(WHAT IS BEING ASKED): Check each line of the records below for the word "styles" and copy those where it appears.
BEGIN INPUT RECORDS
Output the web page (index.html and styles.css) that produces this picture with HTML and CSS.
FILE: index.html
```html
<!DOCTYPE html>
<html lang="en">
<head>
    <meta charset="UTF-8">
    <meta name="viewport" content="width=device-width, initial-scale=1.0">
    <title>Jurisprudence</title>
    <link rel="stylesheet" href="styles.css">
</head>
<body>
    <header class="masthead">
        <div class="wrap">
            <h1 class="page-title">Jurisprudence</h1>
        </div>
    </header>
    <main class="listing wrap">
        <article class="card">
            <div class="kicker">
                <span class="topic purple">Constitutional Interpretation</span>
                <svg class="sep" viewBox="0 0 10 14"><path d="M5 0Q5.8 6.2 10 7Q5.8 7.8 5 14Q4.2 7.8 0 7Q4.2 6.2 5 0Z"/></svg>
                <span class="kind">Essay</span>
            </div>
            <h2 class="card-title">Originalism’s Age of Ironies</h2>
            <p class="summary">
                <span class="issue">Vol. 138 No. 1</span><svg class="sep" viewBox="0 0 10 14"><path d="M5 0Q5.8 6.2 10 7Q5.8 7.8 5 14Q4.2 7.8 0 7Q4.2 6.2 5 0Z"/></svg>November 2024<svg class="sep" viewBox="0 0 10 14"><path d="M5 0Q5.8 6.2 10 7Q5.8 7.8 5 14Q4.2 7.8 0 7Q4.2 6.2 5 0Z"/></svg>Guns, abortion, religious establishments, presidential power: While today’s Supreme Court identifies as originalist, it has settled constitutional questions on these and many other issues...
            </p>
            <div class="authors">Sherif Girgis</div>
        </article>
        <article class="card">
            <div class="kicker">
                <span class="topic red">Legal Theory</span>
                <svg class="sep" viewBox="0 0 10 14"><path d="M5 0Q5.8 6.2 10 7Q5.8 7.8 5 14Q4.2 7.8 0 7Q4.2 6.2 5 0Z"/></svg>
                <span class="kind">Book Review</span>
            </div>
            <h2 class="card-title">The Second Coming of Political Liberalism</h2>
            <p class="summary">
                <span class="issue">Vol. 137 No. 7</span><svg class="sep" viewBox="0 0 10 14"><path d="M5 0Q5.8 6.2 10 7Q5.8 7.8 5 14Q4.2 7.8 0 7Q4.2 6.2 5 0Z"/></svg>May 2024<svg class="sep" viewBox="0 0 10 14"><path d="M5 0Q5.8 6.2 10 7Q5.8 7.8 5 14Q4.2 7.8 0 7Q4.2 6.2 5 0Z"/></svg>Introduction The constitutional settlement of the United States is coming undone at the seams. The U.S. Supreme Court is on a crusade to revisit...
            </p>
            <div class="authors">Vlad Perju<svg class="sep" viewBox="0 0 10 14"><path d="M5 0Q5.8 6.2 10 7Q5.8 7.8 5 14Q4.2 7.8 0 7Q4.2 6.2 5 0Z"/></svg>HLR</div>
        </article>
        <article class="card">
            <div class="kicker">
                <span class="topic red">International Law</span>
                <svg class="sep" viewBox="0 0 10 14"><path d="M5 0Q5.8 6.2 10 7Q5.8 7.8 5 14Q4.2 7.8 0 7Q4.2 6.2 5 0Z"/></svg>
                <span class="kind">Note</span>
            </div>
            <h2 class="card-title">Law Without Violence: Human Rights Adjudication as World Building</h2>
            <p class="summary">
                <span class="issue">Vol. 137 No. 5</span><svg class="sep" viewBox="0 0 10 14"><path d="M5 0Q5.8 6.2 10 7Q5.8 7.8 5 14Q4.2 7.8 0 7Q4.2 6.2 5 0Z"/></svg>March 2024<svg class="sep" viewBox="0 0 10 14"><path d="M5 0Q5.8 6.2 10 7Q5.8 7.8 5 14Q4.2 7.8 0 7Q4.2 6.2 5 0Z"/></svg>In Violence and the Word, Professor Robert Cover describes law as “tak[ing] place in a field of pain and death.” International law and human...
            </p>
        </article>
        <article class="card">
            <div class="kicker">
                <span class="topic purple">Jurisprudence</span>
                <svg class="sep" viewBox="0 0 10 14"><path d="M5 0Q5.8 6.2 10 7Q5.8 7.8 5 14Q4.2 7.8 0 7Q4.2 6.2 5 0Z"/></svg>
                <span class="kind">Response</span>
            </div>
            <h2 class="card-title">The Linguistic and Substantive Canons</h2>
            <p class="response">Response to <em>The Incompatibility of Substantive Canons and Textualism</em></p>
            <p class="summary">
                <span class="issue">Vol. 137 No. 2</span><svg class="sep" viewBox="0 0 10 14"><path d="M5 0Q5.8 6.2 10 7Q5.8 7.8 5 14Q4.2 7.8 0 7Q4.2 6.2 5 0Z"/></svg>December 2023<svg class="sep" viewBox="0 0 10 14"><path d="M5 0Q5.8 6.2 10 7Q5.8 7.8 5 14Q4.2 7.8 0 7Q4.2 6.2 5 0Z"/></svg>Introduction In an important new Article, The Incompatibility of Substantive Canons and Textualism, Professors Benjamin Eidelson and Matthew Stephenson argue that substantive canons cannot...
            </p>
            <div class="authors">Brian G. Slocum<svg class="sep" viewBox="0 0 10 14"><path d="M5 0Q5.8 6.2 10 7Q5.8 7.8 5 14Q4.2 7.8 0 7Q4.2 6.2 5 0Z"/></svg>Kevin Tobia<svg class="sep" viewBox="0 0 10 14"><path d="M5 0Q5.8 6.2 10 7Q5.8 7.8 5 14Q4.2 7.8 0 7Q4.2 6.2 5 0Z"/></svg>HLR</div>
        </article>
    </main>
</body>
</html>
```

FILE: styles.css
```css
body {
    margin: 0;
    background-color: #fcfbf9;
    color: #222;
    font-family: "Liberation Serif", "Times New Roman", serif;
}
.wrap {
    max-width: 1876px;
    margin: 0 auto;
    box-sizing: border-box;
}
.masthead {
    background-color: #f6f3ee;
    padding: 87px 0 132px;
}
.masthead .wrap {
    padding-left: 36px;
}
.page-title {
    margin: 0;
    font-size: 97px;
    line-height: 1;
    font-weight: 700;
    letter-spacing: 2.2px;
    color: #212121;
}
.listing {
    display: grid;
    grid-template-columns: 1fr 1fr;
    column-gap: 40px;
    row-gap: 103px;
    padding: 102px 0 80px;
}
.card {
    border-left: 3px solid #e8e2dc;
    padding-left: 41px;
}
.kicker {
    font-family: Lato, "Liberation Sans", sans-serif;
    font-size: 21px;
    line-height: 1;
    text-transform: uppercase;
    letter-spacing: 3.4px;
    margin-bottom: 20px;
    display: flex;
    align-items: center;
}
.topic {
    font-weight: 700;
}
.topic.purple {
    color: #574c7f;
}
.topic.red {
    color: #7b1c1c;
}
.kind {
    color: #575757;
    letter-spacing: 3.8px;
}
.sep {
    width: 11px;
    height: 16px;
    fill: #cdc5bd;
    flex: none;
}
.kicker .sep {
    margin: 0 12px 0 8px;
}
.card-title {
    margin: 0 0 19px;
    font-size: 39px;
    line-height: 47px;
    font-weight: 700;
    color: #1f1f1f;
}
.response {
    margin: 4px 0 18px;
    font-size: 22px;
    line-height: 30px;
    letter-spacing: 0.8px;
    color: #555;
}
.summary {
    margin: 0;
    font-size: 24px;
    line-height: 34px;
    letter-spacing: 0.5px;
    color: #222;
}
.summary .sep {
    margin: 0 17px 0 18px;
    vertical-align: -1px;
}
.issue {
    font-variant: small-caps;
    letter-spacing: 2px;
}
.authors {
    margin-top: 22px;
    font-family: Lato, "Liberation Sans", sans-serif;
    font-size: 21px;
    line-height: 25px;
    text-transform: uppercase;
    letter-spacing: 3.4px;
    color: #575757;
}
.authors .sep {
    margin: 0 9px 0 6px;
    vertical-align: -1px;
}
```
END INPUT RECORDS
BEGIN INPUT RECORDS
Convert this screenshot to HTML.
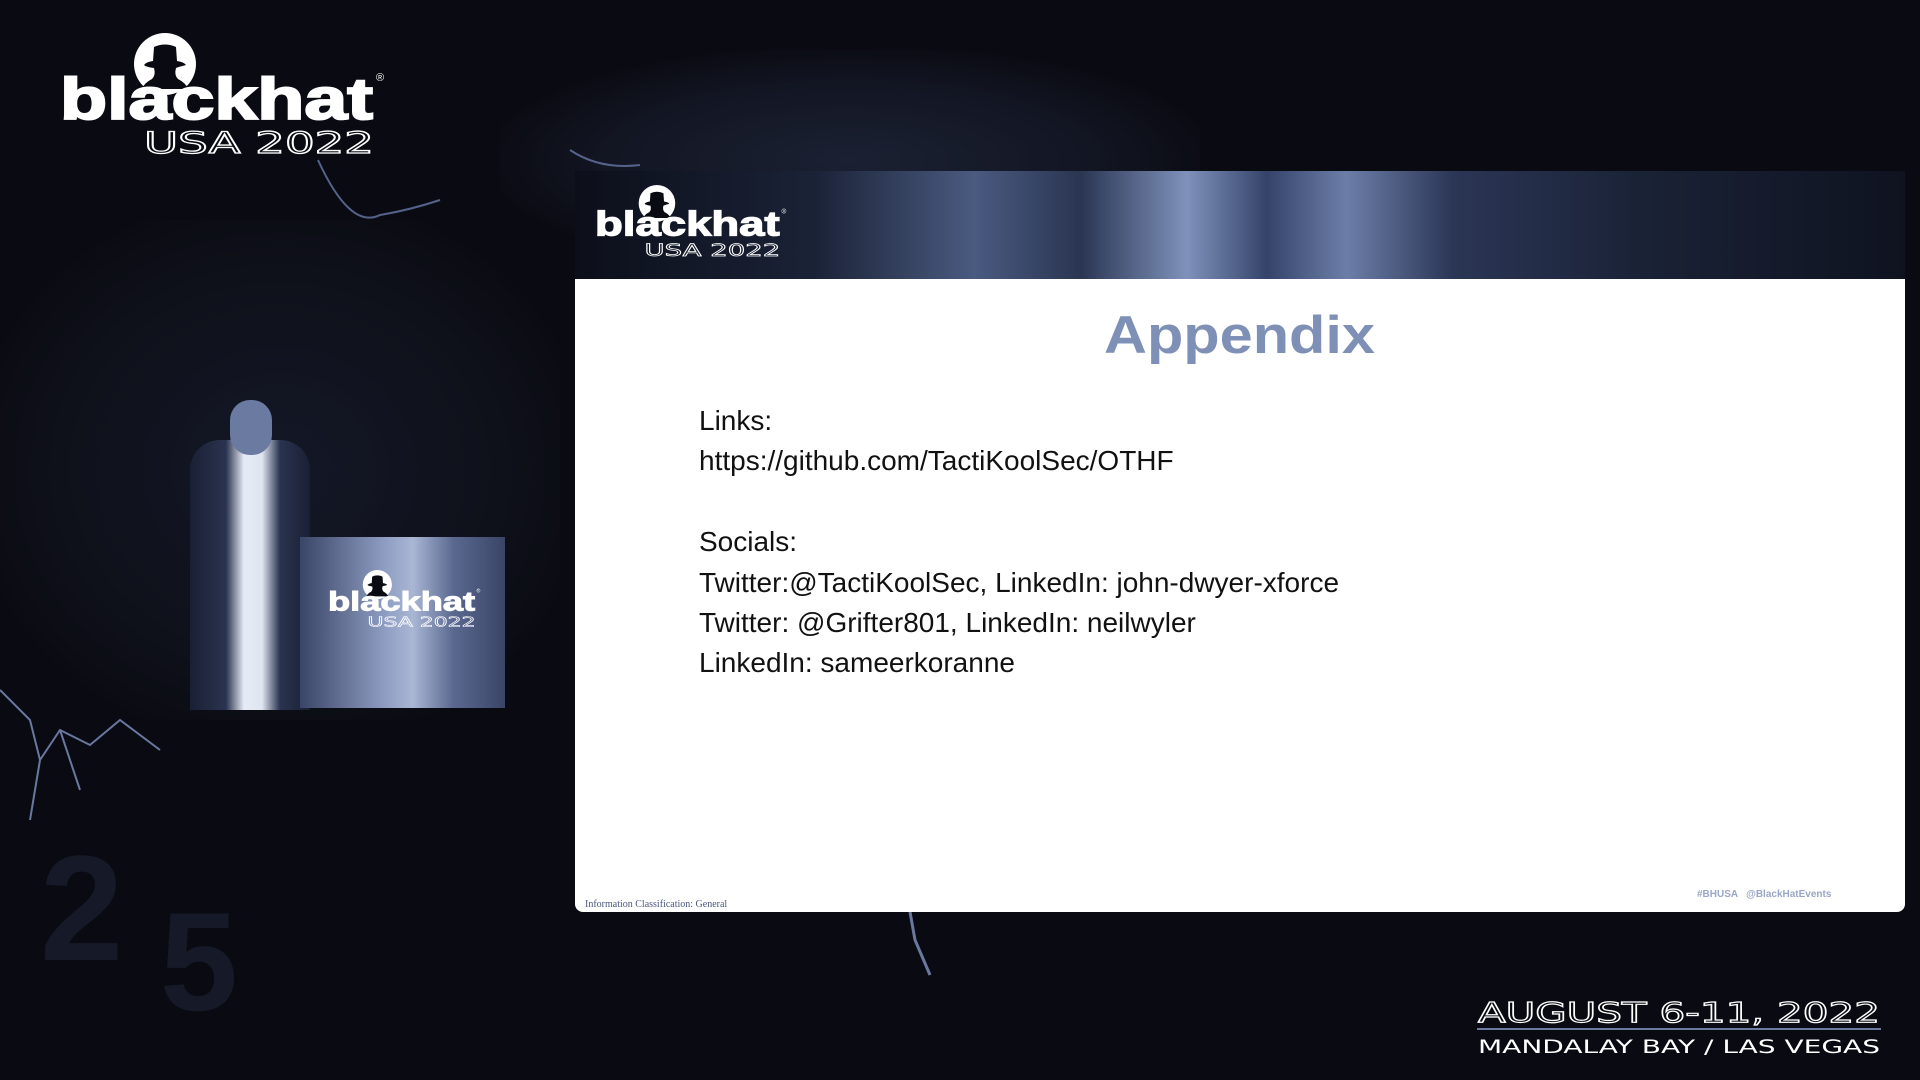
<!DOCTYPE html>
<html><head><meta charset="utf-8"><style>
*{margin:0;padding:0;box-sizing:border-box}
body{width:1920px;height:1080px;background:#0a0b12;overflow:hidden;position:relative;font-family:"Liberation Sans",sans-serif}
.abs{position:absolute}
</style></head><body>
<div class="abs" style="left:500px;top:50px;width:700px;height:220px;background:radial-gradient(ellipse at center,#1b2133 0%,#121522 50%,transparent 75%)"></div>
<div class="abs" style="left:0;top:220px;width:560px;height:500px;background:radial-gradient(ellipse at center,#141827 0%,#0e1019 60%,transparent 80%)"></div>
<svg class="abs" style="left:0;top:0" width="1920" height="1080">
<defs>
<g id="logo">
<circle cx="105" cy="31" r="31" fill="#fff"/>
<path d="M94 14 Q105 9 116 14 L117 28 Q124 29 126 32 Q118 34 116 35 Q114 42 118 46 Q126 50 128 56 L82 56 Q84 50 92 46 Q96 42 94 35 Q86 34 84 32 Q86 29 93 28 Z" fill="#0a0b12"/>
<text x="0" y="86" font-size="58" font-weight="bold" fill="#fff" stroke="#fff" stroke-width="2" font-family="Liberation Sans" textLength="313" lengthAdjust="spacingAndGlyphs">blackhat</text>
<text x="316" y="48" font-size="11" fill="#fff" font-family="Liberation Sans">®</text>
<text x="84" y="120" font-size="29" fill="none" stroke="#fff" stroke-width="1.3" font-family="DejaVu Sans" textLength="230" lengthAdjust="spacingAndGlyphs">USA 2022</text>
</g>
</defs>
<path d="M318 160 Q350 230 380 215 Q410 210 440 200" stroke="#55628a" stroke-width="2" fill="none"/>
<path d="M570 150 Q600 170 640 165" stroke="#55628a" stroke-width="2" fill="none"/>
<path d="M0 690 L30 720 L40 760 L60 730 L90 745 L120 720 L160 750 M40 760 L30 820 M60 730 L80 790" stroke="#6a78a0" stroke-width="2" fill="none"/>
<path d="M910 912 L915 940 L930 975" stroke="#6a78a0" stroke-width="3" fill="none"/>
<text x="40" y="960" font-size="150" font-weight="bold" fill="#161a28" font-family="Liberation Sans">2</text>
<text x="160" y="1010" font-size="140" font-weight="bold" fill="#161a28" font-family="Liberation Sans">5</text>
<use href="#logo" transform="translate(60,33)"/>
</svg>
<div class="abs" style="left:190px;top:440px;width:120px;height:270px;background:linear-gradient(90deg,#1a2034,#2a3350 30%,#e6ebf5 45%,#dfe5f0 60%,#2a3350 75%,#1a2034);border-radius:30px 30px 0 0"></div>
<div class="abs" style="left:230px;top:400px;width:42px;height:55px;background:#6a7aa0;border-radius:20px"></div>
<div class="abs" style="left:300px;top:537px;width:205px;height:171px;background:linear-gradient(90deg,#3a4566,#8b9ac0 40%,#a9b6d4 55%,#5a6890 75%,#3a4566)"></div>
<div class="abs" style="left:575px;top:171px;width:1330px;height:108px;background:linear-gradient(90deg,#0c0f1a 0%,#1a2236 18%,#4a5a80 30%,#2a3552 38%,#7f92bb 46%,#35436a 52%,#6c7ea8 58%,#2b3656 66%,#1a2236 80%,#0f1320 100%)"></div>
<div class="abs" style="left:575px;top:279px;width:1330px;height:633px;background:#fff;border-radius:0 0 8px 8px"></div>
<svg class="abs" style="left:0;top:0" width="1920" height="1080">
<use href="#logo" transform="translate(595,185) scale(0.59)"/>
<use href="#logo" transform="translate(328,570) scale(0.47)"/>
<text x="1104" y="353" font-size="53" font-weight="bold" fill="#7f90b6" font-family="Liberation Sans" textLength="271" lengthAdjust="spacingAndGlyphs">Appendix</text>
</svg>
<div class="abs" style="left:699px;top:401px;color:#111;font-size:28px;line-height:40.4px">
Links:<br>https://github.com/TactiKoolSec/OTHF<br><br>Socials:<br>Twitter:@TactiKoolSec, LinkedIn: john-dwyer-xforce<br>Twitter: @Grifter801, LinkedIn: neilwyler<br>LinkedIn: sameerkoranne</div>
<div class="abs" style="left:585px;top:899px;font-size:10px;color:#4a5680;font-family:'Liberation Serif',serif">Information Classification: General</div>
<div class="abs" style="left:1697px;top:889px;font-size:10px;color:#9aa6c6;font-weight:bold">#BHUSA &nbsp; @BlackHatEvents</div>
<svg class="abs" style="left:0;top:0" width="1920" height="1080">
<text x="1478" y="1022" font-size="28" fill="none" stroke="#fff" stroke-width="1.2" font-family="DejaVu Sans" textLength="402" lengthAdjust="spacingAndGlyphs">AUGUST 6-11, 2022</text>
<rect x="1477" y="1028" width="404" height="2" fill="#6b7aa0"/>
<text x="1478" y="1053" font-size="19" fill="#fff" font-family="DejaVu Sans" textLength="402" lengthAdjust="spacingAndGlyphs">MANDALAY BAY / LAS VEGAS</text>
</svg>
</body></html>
END INPUT RECORDS
(RESULT OF THIS EXERCISE):
Output the web page (index.html and styles.css) that produces this picture with HTML and CSS.
    <link rel="stylesheet" href="styles.css">
FILE: styles.css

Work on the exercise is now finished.